SPIEGEL: That's what you say, but many soldiers have joined the resistance movement.
Hassoun: How many, 50 or 55? We're talking about an army of tens of thousands of men. But some of the radical Sunni imams from Saudi Arabia and the Gulf region are stirring people up, and unfortunately they are finding a few Sunni imams in my country who sympathize with them. For instance, they have pronounced a fatwa against me, because in their view I am betraying religion and am too moderate. But I'm not the only one on their hit list.
SPIEGEL: Who else?
Hassoun: They set their sights on my innocent son Saria, a 22-year-old student who was always friendly to everyone, who was studying International Relations and did not want to make religion his profession. So much for the kin liability you've criticized elsewhere! Oh, if only the four killers had killed me instead!

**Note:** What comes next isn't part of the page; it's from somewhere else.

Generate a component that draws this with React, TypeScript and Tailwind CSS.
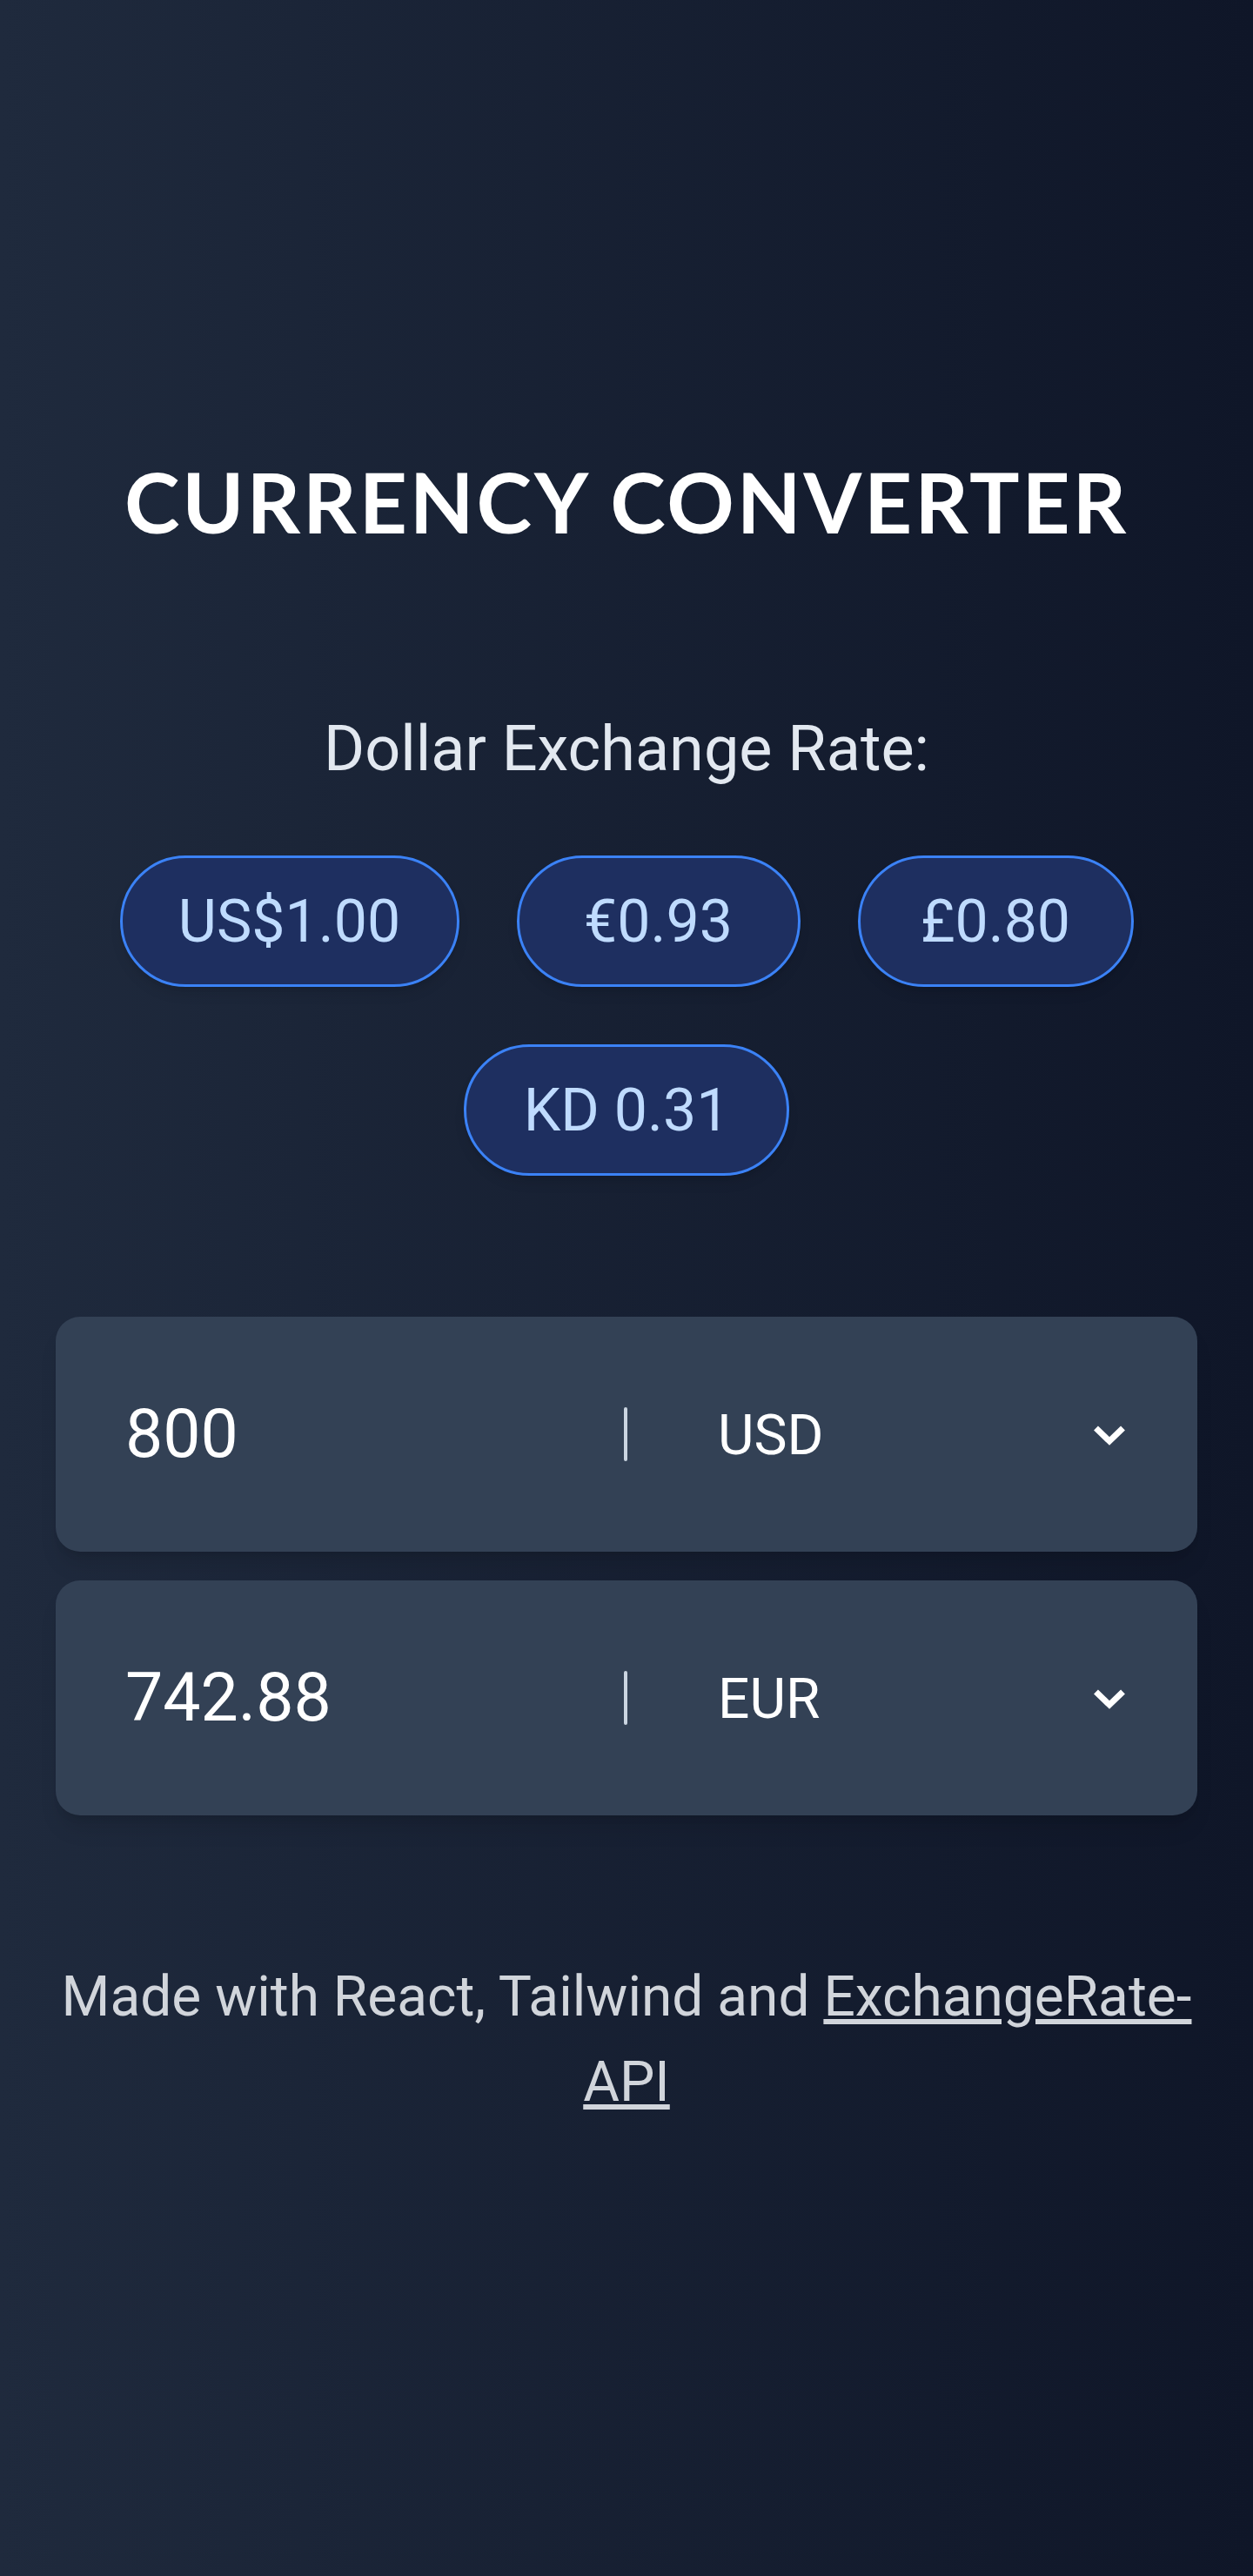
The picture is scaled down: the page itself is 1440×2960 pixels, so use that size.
import React from "react";

const rates = [
  { label: "US$1.00", w: "w-[390px]" },
  { label: "€0.93", w: "w-[326px]" },
  { label: "£0.80", w: "w-[317px]" },
  { label: "KD 0.31", w: "w-[374px]" },
];

function Chevron() {
  return (
    <svg width="38" height="28" viewBox="0 0 38 28" fill="none" className="ml-auto mt-[3px]">
      <polyline
        points="3.5,5 19,20 34.5,5"
        stroke="white"
        strokeWidth="7"
        strokeLinecap="butt"
        strokeLinejoin="miter"
      />
    </svg>
  );
}

function Row({ value, cur }: { value: string; cur: string }) {
  return (
    <div className="flex items-center h-[270px] w-[1312px] rounded-[28px] bg-[#334155] pl-[80px] pr-[82px] shadow-xl">
      <div className="flex-1 min-w-0">
        <input
          readOnly
          value={value}
          className="w-full bg-transparent outline-none text-white text-[77px] leading-[77px] font-['Roboto',sans-serif]"
        />
      </div>
      <div className="w-[4px] h-[62px] bg-[#cbd5e1] rounded-sm" />
      <div className="flex items-center w-[573px] pl-[104px]">
        <span className="text-white text-[64px] leading-[64px] mt-[3px] font-['Roboto',sans-serif]">{cur}</span>
        <Chevron />
      </div>
    </div>
  );
}

export default function App() {
  return (
    <div className="min-h-screen w-full flex flex-col items-center pt-[528px] bg-linear-to-r from-[#1f2a3d] to-[#0f1628] font-['Roboto',sans-serif]">
      <h1 className="text-white font-['Lato',sans-serif] font-bold text-[96px] leading-[96px] tracking-[0.03em]">
        CURRENCY CONVERTER
      </h1>
      <p className="mt-[201px] text-[#e2e8f0] text-[72px] leading-[72px]">Dollar Exchange Rate:</p>
      <div className="mt-[86px] w-[1312px] flex flex-wrap justify-center gap-[66px]">
        {rates.map((r) => (
          <div
            key={r.label}
            className={`${r.w} h-[151px] flex items-center justify-center rounded-full border-[3px] border-[#3b82f6] bg-[#1e2f60] shadow-lg`}
          >
            <span className="text-[#bfdbfe] text-[68px] leading-[68px]">{r.label}</span>
          </div>
        ))}
      </div>
      <div className="mt-[162px] flex flex-col gap-[33px]">
        <Row value="800" cur="USD" />
        <Row value="742.88" cur="EUR" />
      </div>
      <p className="mt-[160px] w-[1340px] text-center text-[#d1d5db] text-[64px] leading-[98px]">
        Made with React, Tailwind and{" "}
        <a href="#" className="underline">
          ExchangeRate-API
        </a>
      </p>
    </div>
  );
}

During the late afternoon, the grand mufti has other appointments: condolence visits with a Christian and a Muslim family. In the evening, he will have to comfort his wife once again, who is completely distraught over the death of Saria. He was the youngest of the couple's five sons, and the only one still living at home. Saria's fellow students are holding a vigil at his stone sarcophagus, even now, four weeks after the murder. The young man's last resting place can be found in the courtyard of a modest mosque. Sheikh Hassoun visits this sad place every day: a despairing father, an impassioned preacher, a man who with his words can set fires and can put out fires. He continues the interview the next day.
SPIEGEL: Why did you threaten to send suicide bombers to Europe and the United States in your speech at the gravesite?
Hassoun: I didn't threaten to send suicide bombers. I merely described a scenario in which it could easily emerge from the situation, and I warned against what could happen. Sentences were taken out of context and given a different coloring. Besides, the context to which my remark applied was a self-defense situation: a possible NATO attack on Syria ...
SPIEGEL: ... which former American presidential candidate John McCain as well as some of the members of the Syrian opposition operating abroad have already talked about.
Hassoun: If it comes to that, the world will explode. There will be an enormous bloodbath, and it will also affect you in the West. That's why Europe, in particular, should be more involved in the region. The Europeans would be better peace brokers than the Arab League.
SPIEGEL: Back to your eulogy ...
Hassoun: ... the character of which is being distorted by the sentences you cited. I wasn't interested in inciting people to go to war, but in reconciliation -- even with the murderers of my son Saria. "For those who killed him, I ask God that they not be forced to drink from the same cup as I do, this cup of suffering," I said. "I ask God to forgive you." And I called upon all parents whose sons carry weapons: "Make sure that they no longer use their guns."
SPIEGEL: But you also claimed that what the murderers were targeting was "not Saria, but Syria. They want Syria to bow down to Zionism and America." If you believe that the killers are Sunni extremists, why are you accusing Israel and the United States?
Hassoun: There are close ties between the Saudi royal family and the American White House. The Americans are often on the side of the oppressors. I am always on the side of the oppressed.
SPIEGEL: What does that mean for your role in Syria?
Hassoun: I see myself as the grand mufti of all 23 million Syrians, not just Muslims, but also Christians and even atheists. I am a man of dialogue. Who knows, maybe an agnostic will convince me with better arguments one day, and I'll become a non-believer. And if I'm enthusiastic about the opposition's political platform, I also might change sides.
SPIEGEL: What do you want your legacy as a religious scholar to be?
Hassoun: The bloodshed has to stop! If I could manage to bring about peace, I'd be happy to let my enemies kill me -- I'd be happy to give my life for that!
SPIEGEL: Sheikh Hassoun, we thank you for this interview.